» PROBLEM REQUIREMENTS: Output each line exactly as it appears, skipping any embedded picture.
►
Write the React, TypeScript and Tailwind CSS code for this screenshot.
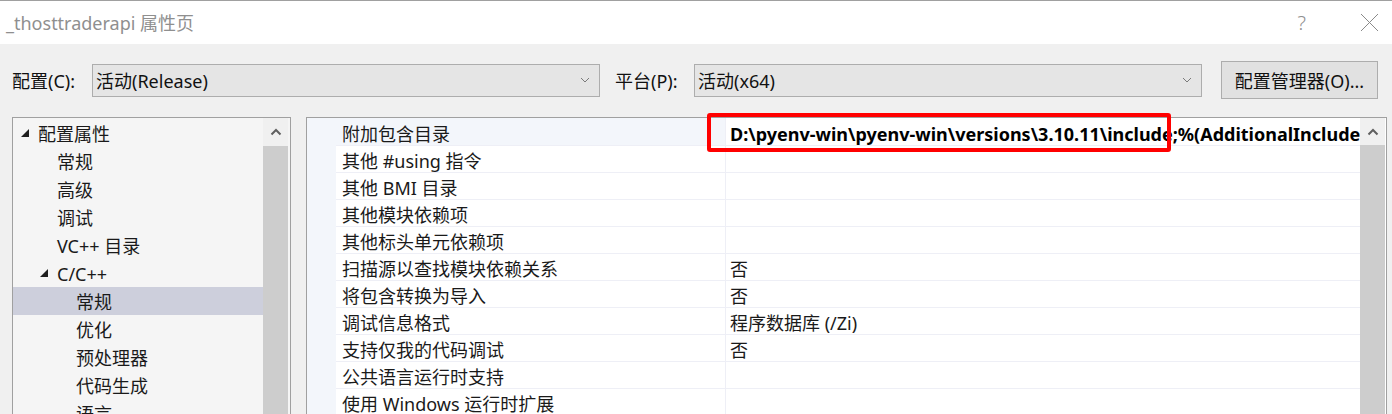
import React from "react";

const font = { fontFamily: '"Noto Sans", "Noto Sans CJK SC", sans-serif' };

const treeRows: { label: string; level: number; open?: boolean; selected?: boolean }[] = [
  { label: "配置属性", level: 0, open: true },
  { label: "常规", level: 1 },
  { label: "高级", level: 1 },
  { label: "调试", level: 1 },
  { label: "VC++ 目录", level: 1 },
  { label: "C/C++", level: 1, open: true },
  { label: "常规", level: 2, selected: true },
  { label: "优化", level: 2 },
  { label: "预处理器", level: 2 },
  { label: "代码生成", level: 2 },
  { label: "语言", level: 2 },
];

const props: { name: string; value?: string; bold?: boolean }[] = [
  { name: "附加包含目录", value: "D:\\pyenv-win\\pyenv-win\\versions\\3.10.11\\include;%(AdditionalIncludeDirectories)", bold: true },
  { name: "其他 #using 指令" },
  { name: "其他 BMI 目录" },
  { name: "其他模块依赖项" },
  { name: "其他标头单元依赖项" },
  { name: "扫描源以查找模块依赖关系", value: "否" },
  { name: "将包含转换为导入", value: "否" },
  { name: "调试信息格式", value: "程序数据库 (/Zi)" },
  { name: "支持仅我的代码调试", value: "否" },
  { name: "公共语言运行时支持" },
  { name: "使用 Windows 运行时扩展" },
];

const Chevron = () => (
  <svg width="10" height="6" viewBox="0 0 10 6" className="shrink-0">
    <path d="M1 1 L5 5 L9 1" fill="none" stroke="#7a7a7a" strokeWidth="1" />
  </svg>
);

const UpArrow = () => (
  <svg width="12" height="8" viewBox="0 0 12 8">
    <path d="M1.5 6.5 L6 2 L10.5 6.5" fill="none" stroke="#606060" strokeWidth="2" />
  </svg>
);

const Expander = () => (
  <svg width="8" height="8" viewBox="0 0 8 8" className="shrink-0">
    <polygon points="8,0 8,8 0,8" fill="#1e1e1e" />
  </svg>
);

const Combo = ({ text, w }: { text: string; w: string }) => (
  <div className={`${w} h-[33px] bg-[#e5e5e5] border border-[#adadad] flex items-center pl-[3px] pr-[9px]`}>
    <span className="flex-1 text-[18px] text-[#111] pt-[2px]">{text}</span>
    <Chevron />
  </div>
);

const indent = ["w-[8px]", "w-[27px]", "w-[46px]"];

export default function App() {
  return (
    <div style={font} className="relative w-[1392px] h-[414px] overflow-hidden bg-[#f0f0f0] flex flex-col">
      {/* title bar */}
      <div className="h-[44px] bg-white border-t border-[#a0a0a0] flex items-center pl-[6px] shrink-0">
        <span className="text-[18px] text-[#8f8f8f] flex-1 pt-[2px]">_thosttraderapi 属性页</span>
        <span className="text-[20px] text-[#8f8f8f] mr-[54px] font-light">?</span>
        <svg width="19" height="19" viewBox="0 0 19 19" className="mr-[13px]">
          <path d="M1 1 L18 18 M18 1 L1 18" stroke="#8a8a8a" strokeWidth="1" />
        </svg>
      </div>

      {/* config row */}
      <div className="flex items-center h-[38px] mt-[17px] shrink-0">
        <span className="ml-[12px] w-[80px] text-[18px] text-[#111] pt-[2px]">配置(C):</span>
        <Combo text="活动(Release)" w="w-[508px]" />
        <span className="ml-[15px] w-[79px] text-[18px] text-[#111] pt-[2px]">平台(P):</span>
        <Combo text="活动(x64)" w="w-[508px]" />
        <div className="ml-[19px] w-[157px] h-[38px] bg-[#e1e1e1] border border-[#adadad] flex items-center justify-center text-[18px] text-[#111] pt-[2px]">
          配置管理器(O)...
        </div>
      </div>

      {/* panels */}
      <div className="flex mt-[18px] flex-1 min-h-0">
        {/* tree */}
        <div className="ml-[12px] w-[279px] border-l border-t border-r border-[#a0a0a0] bg-[#f5f5f5] flex">
          <div className="flex-1 pt-[1px]">
            {treeRows.map((r, i) => (
              <div
                key={i}
                className={`h-[28px] flex items-center text-[18px] text-[#1a1a1a] ${r.selected ? "bg-[#cdcfdc]" : ""}`}
              >
                <div className={`${indent[r.level]} shrink-0`} />
                <div className="w-[17px] flex items-center shrink-0">{r.open && <Expander />}</div>
                <span className="pt-[2px]">{r.label}</span>
              </div>
            ))}
          </div>
          <div className="w-[25px] mr-[2px] flex flex-col">
            <div className="h-[28px] flex items-center justify-center bg-[#f0f0f0]">
              <UpArrow />
            </div>
            <div className="flex-1 bg-[#cdcdcd]" />
          </div>
        </div>

        {/* property grid */}
        <div className="ml-[15px] w-[1081px] border-l border-t border-r border-[#a0a0a0] bg-white flex">
          <div className="w-[29px] bg-[#f3f6fb] shrink-0" />
          <div className="flex-1 min-w-0">
            {props.map((p, i) => (
              <div
                key={i}
                className={`${i === 0 ? "h-[28px] bg-[#f3f6fb]" : "h-[27px]"} flex border-b border-[#eeeff6]`}
              >
                <div className="w-[390px] shrink-0 pl-[6px] pt-[5px] flex items-center text-[18px] text-[#1a1a1a] border-r border-[#eeeff6]">
                  {p.name}
                </div>
                <div
                  className={`flex-1 min-w-0 overflow-hidden whitespace-nowrap pl-[4px] pt-[5px] flex items-center text-[18px] text-[#1a1a1a] ${p.bold ? "font-bold text-black bg-white" : ""}`}
                >
                  {p.value}
                </div>
              </div>
            ))}
          </div>
          <div className="w-[25px] mr-[1px] flex flex-col shrink-0">
            <div className="h-[27px] flex items-center justify-center bg-[#f0f0f0]">
              <UpArrow />
            </div>
            <div className="flex-1 bg-[#cdcdcd]" />
          </div>
        </div>
      </div>

      {/* red annotation box */}
      <div className="absolute left-[707px] top-[113px] w-[464px] h-[39px] border-[4px] border-[#ff0000] rounded-[3px]" />
    </div>
  );
}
◄
» RESULT FOR THIS TASK:
Write the React, TypeScript and Tailwind CSS code for this screenshot.
import React from "react";

const font = { fontFamily: '"Noto Sans", "Noto Sans CJK SC", sans-serif' };

const treeRows: { label: string; level: number; open?: boolean; selected?: boolean }[] = [
  { label: "配置属性", level: 0, open: true },
  { label: "常规", level: 1 },
  { label: "高级", level: 1 },
  { label: "调试", level: 1 },
  { label: "VC++ 目录", level: 1 },
  { label: "C/C++", level: 1, open: true },
  { label: "常规", level: 2, selected: true },
  { label: "优化", level: 2 },
  { label: "预处理器", level: 2 },
  { label: "代码生成", level: 2 },
  { label: "语言", level: 2 },
];

const props: { name: string; value?: string; bold?: boolean }[] = [
  { name: "附加包含目录", value: "D:\\pyenv-win\\pyenv-win\\versions\\3.10.11\\include;%(AdditionalIncludeDirectories)", bold: true },
  { name: "其他 #using 指令" },
  { name: "其他 BMI 目录" },
  { name: "其他模块依赖项" },
  { name: "其他标头单元依赖项" },
  { name: "扫描源以查找模块依赖关系", value: "否" },
  { name: "将包含转换为导入", value: "否" },
  { name: "调试信息格式", value: "程序数据库 (/Zi)" },
  { name: "支持仅我的代码调试", value: "否" },
  { name: "公共语言运行时支持" },
  { name: "使用 Windows 运行时扩展" },
];

const Chevron = () => (
  <svg width="10" height="6" viewBox="0 0 10 6" className="shrink-0">
    <path d="M1 1 L5 5 L9 1" fill="none" stroke="#7a7a7a" strokeWidth="1" />
  </svg>
);

const UpArrow = () => (
  <svg width="12" height="8" viewBox="0 0 12 8">
    <path d="M1.5 6.5 L6 2 L10.5 6.5" fill="none" stroke="#606060" strokeWidth="2" />
  </svg>
);

const Expander = () => (
  <svg width="8" height="8" viewBox="0 0 8 8" className="shrink-0">
    <polygon points="8,0 8,8 0,8" fill="#1e1e1e" />
  </svg>
);

const Combo = ({ text, w }: { text: string; w: string }) => (
  <div className={`${w} h-[33px] bg-[#e5e5e5] border border-[#adadad] flex items-center pl-[3px] pr-[9px]`}>
    <span className="flex-1 text-[18px] text-[#111] pt-[2px]">{text}</span>
    <Chevron />
  </div>
);

const indent = ["w-[8px]", "w-[27px]", "w-[46px]"];

export default function App() {
  return (
    <div style={font} className="relative w-[1392px] h-[414px] overflow-hidden bg-[#f0f0f0] flex flex-col">
      {/* title bar */}
      <div className="h-[44px] bg-white border-t border-[#a0a0a0] flex items-center pl-[6px] shrink-0">
        <span className="text-[18px] text-[#8f8f8f] flex-1 pt-[2px]">_thosttraderapi 属性页</span>
        <span className="text-[20px] text-[#8f8f8f] mr-[54px] font-light">?</span>
        <svg width="19" height="19" viewBox="0 0 19 19" className="mr-[13px]">
          <path d="M1 1 L18 18 M18 1 L1 18" stroke="#8a8a8a" strokeWidth="1" />
        </svg>
      </div>

      {/* config row */}
      <div className="flex items-center h-[38px] mt-[17px] shrink-0">
        <span className="ml-[12px] w-[80px] text-[18px] text-[#111] pt-[2px]">配置(C):</span>
        <Combo text="活动(Release)" w="w-[508px]" />
        <span className="ml-[15px] w-[79px] text-[18px] text-[#111] pt-[2px]">平台(P):</span>
        <Combo text="活动(x64)" w="w-[508px]" />
        <div className="ml-[19px] w-[157px] h-[38px] bg-[#e1e1e1] border border-[#adadad] flex items-center justify-center text-[18px] text-[#111] pt-[2px]">
          配置管理器(O)...
        </div>
      </div>

      {/* panels */}
      <div className="flex mt-[18px] flex-1 min-h-0">
        {/* tree */}
        <div className="ml-[12px] w-[279px] border-l border-t border-r border-[#a0a0a0] bg-[#f5f5f5] flex">
          <div className="flex-1 pt-[1px]">
            {treeRows.map((r, i) => (
              <div
                key={i}
                className={`h-[28px] flex items-center text-[18px] text-[#1a1a1a] ${r.selected ? "bg-[#cdcfdc]" : ""}`}
              >
                <div className={`${indent[r.level]} shrink-0`} />
                <div className="w-[17px] flex items-center shrink-0">{r.open && <Expander />}</div>
                <span className="pt-[2px]">{r.label}</span>
              </div>
            ))}
          </div>
          <div className="w-[25px] mr-[2px] flex flex-col">
            <div className="h-[28px] flex items-center justify-center bg-[#f0f0f0]">
              <UpArrow />
            </div>
            <div className="flex-1 bg-[#cdcdcd]" />
          </div>
        </div>

        {/* property grid */}
        <div className="ml-[15px] w-[1081px] border-l border-t border-r border-[#a0a0a0] bg-white flex">
          <div className="w-[29px] bg-[#f3f6fb] shrink-0" />
          <div className="flex-1 min-w-0">
            {props.map((p, i) => (
              <div
                key={i}
                className={`${i === 0 ? "h-[28px] bg-[#f3f6fb]" : "h-[27px]"} flex border-b border-[#eeeff6]`}
              >
                <div className="w-[390px] shrink-0 pl-[6px] pt-[5px] flex items-center text-[18px] text-[#1a1a1a] border-r border-[#eeeff6]">
                  {p.name}
                </div>
                <div
                  className={`flex-1 min-w-0 overflow-hidden whitespace-nowrap pl-[4px] pt-[5px] flex items-center text-[18px] text-[#1a1a1a] ${p.bold ? "font-bold text-black bg-white" : ""}`}
                >
                  {p.value}
                </div>
              </div>
            ))}
          </div>
          <div className="w-[25px] mr-[1px] flex flex-col shrink-0">
            <div className="h-[27px] flex items-center justify-center bg-[#f0f0f0]">
              <UpArrow />
            </div>
            <div className="flex-1 bg-[#cdcdcd]" />
          </div>
        </div>
      </div>

      {/* red annotation box */}
      <div className="absolute left-[707px] top-[113px] w-[464px] h-[39px] border-[4px] border-[#ff0000] rounded-[3px]" />
    </div>
  );
}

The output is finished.